# 8 month old showing aggression when picked up



## zmsp (Oct 7, 2015)

Hello,
I'm new to this forum but not new reading threads that are on this website.
I have an 8 month old V who is very smart and trainable. I’ve now trained him to get me a bottle of beer out of my fridge. ;D He gets a lot of exercise physically and mentally and loves to be with around people.
Lately, when I try to pick him up, he would growl or snap at me. This has never been a problem before until now. He has always been submissive and he let me handle him however I want.
Once, I tried to pick him up from his cozy cave when he was sleeping and he didn’t give me enough warning but immediately snapped. Another time, he was paying a lot of attention to me because I was about to give him his kong loaded with treats. I had asked him to lay on his side (a very familiar command to him) but he would just stay on a down position, paws in front of him. When, I tried to adjust him (gently) again without warning he snapped pretty quick.

I haven’t had the chance to take him to the vet yet to check if there is something bothering him but I’m afraid that if there is nothing medically wrong that he is starting to show aggression. 

Any advice how to correct this behavior assuming it is not medical? Thanks!


----------



## gingerling (Jun 20, 2015)

Unless you can account for this, like doggy day care or some other type of situation with other dogs or new people, it sounds like something physical, go to the vet.

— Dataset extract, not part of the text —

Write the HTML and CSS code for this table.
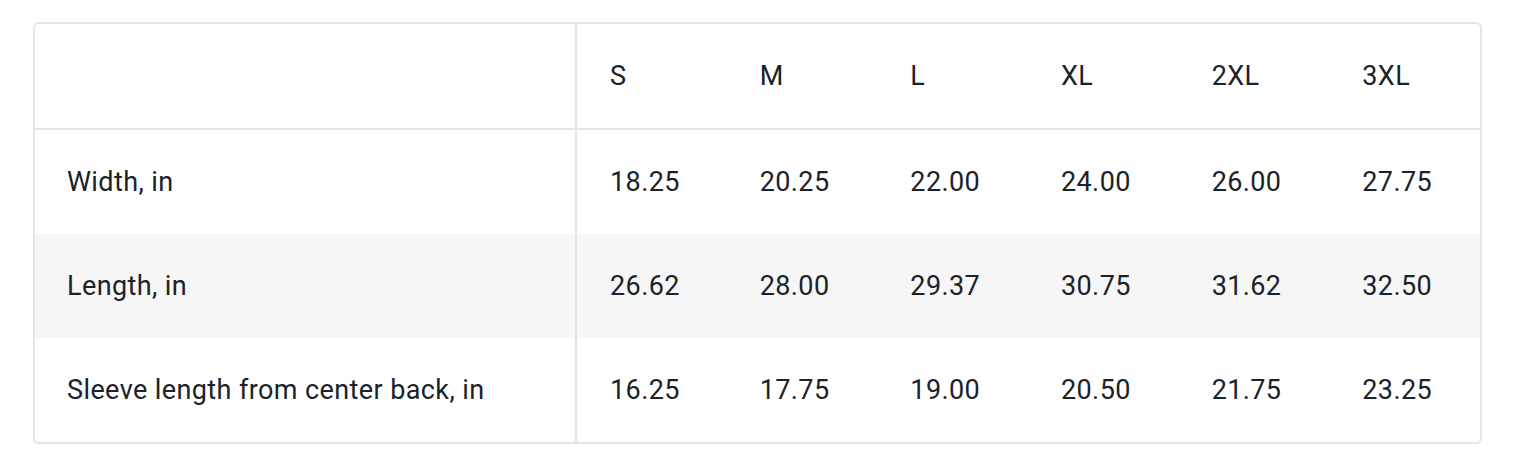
FILE: index.html
```html
<!DOCTYPE html>
<html>
<head>
<meta charset="utf-8">
<link rel="stylesheet" href="styles.css">
</head>
<body>
<div class="page">
  <div class="card">
    <table class="size-table">
      <thead>
        <tr>
          <th class="label"></th>
          <th>S</th><th>M</th><th>L</th><th>XL</th><th>2XL</th><th>3XL</th>
        </tr>
      </thead>
      <tbody>
        <tr>
          <td class="label">Width, in</td>
          <td>18.25</td><td>20.25</td><td>22.00</td><td>24.00</td><td>26.00</td><td>27.75</td>
        </tr>
        <tr class="alt">
          <td class="label">Length, in</td>
          <td>26.62</td><td>28.00</td><td>29.37</td><td>30.75</td><td>31.62</td><td>32.50</td>
        </tr>
        <tr>
          <td class="label">Sleeve length from center back, in</td>
          <td>16.25</td><td>17.75</td><td>19.00</td><td>20.50</td><td>21.75</td><td>23.25</td>
        </tr>
      </tbody>
    </table>
  </div>
</div>
</body>
</html>
```
FILE: styles.css
```css
html, body {
  margin: 0;
  padding: 0;
  background: #ffffff;
}
.page {
  padding: 22px 40px 0 33px;
}
.card {
  width: 1449px;
  border: 2px solid #e4e4e4;
  border-radius: 6px;
  overflow: hidden;
  box-sizing: border-box;
}
.size-table {
  width: 100%;
  border-collapse: collapse;
  table-layout: fixed;
  font-family: Roboto, "Liberation Sans", sans-serif;
  font-size: 27px;
  letter-spacing: 0.4px;
  color: #1b2329;
}
.size-table th,
.size-table td {
  text-align: left;
  font-weight: 400;
  padding: 0 0 0 33px;
  height: 104px;
  vertical-align: middle;
}
.size-table th {
  height: 104px;
  border-bottom: 2px solid #e4e4e4;
}
.size-table .label {
  width: 508px;
  padding-left: 32px;
  border-right: 2px solid #e4e4e4;
}
.size-table tr.alt td {
  background: #f6f6f6;
}
```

Dogs don't suddenly show aggression, there's usually a pattern. Sure, you provoke at your own risk, but what you're describing sounds more like he's either reacting to something he's experienced, or nursing some injury and being protective rather than outright aggression.


----------



## zmsp (Oct 7, 2015)

Thanks! I'll definitely be taking him to the vet. Any other practical advice to adjust the behavior if it wasn't medical? He did also show some possessiveness of his cozy cave when asked not to scratch or hump it .


----------



## texasred (Jan 29, 2012)

I would put up the cozy cave for a while, because two of the incidents included it.
Try and figure out what sets him off. Then figure out a different way of going about it. If lifting him from a place while resting will turn out bad, instead call him to you. 
I always want my dogs to follow through on a command, but sometimes you have to pick your battles. And some dogs will meet force, with force. He knew exactly what you were asking him to do (lay on his side), but was giving you a refusal by only doing a down. Laying completely on their side puts them in a vulnerable position, and it sounds like he was in no mood to submit to it. I would be willing to bet his muscles tighten up before he snapped. I don't know your dog, so I'm not sure how I would have went about it. Some dogs you can ask for a couple of different commands, and then go back to the one that was refused, and they will do it. Some dogs you just stand on the lead, and wait for them to comply. You don't talk to them, or repeatedly ask. You just wait them out. Truly submissive dogs you can lay them over. Have them get up, and praise them. Then see if they will do it the next time without you placing hands on them.
Have a vet check him out to make sure nothing medical is going on. Don't get to discouraged if the vet finds nothing. Sometimes hormones in teen dogs will have them challenge us. If that's the case, don't be to hard or to soft with him and it will normally pass.


----------